_What is asked_
Collect every line of the records below that contains the word "React".

[Begin Data excerpts]

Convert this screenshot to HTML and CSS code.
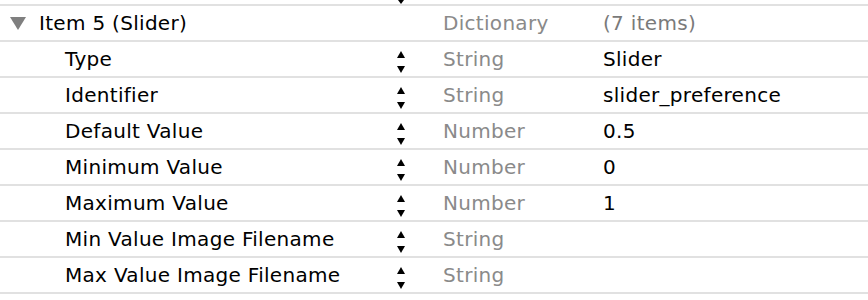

[End Data excerpts]
[Begin Data excerpts]

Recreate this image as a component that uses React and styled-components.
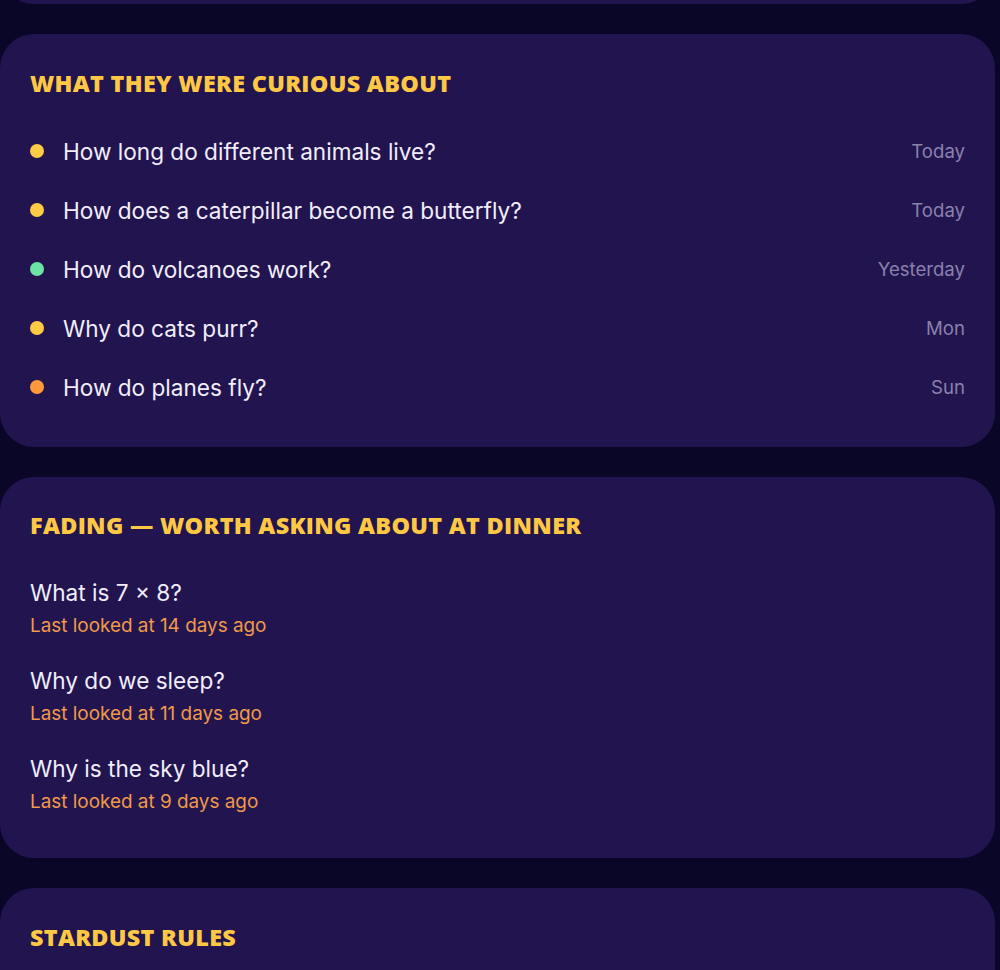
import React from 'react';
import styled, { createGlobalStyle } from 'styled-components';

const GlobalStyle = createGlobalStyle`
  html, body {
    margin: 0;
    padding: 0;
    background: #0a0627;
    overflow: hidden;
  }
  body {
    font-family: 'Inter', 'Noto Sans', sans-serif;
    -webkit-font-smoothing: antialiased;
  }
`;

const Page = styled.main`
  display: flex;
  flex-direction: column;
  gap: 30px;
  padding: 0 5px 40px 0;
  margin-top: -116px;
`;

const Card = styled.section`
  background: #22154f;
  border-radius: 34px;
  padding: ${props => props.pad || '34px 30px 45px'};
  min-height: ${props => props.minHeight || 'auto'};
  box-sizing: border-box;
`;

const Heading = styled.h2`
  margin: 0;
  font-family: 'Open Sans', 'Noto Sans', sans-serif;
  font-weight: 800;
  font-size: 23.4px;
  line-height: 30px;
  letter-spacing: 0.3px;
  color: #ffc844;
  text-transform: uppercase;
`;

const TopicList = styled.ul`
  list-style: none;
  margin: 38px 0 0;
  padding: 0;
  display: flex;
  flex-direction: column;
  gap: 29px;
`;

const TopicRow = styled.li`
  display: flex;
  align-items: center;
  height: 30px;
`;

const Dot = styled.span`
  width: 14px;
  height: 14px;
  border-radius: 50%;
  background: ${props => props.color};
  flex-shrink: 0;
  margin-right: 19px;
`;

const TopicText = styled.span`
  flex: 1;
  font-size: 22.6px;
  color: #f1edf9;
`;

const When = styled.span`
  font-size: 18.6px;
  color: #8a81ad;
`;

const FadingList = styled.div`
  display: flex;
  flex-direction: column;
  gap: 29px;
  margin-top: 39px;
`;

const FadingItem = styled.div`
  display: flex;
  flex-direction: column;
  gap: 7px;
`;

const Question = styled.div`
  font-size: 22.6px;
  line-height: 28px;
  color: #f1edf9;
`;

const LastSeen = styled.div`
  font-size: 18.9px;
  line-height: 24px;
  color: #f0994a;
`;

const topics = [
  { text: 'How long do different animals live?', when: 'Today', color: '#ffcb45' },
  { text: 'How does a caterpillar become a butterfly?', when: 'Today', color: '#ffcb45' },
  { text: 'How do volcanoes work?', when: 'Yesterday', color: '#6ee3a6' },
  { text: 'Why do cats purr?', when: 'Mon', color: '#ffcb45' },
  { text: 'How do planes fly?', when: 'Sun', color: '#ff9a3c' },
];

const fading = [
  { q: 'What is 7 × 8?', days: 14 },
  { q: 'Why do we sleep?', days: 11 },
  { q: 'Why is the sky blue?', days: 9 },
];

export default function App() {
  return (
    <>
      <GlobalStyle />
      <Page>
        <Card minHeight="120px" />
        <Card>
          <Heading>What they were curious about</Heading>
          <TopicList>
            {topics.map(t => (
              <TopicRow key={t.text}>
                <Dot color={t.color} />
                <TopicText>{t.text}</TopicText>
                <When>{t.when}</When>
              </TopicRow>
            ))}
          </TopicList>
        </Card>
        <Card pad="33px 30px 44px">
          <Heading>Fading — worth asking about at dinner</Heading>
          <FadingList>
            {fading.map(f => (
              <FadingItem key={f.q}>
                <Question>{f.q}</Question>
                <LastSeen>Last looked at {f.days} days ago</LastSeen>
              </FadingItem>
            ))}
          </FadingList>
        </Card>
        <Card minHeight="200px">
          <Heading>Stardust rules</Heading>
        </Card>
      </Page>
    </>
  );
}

[End Data excerpts]

_Solution to this task_
Recreate this image as a component that uses React and styled-components.
import React from 'react';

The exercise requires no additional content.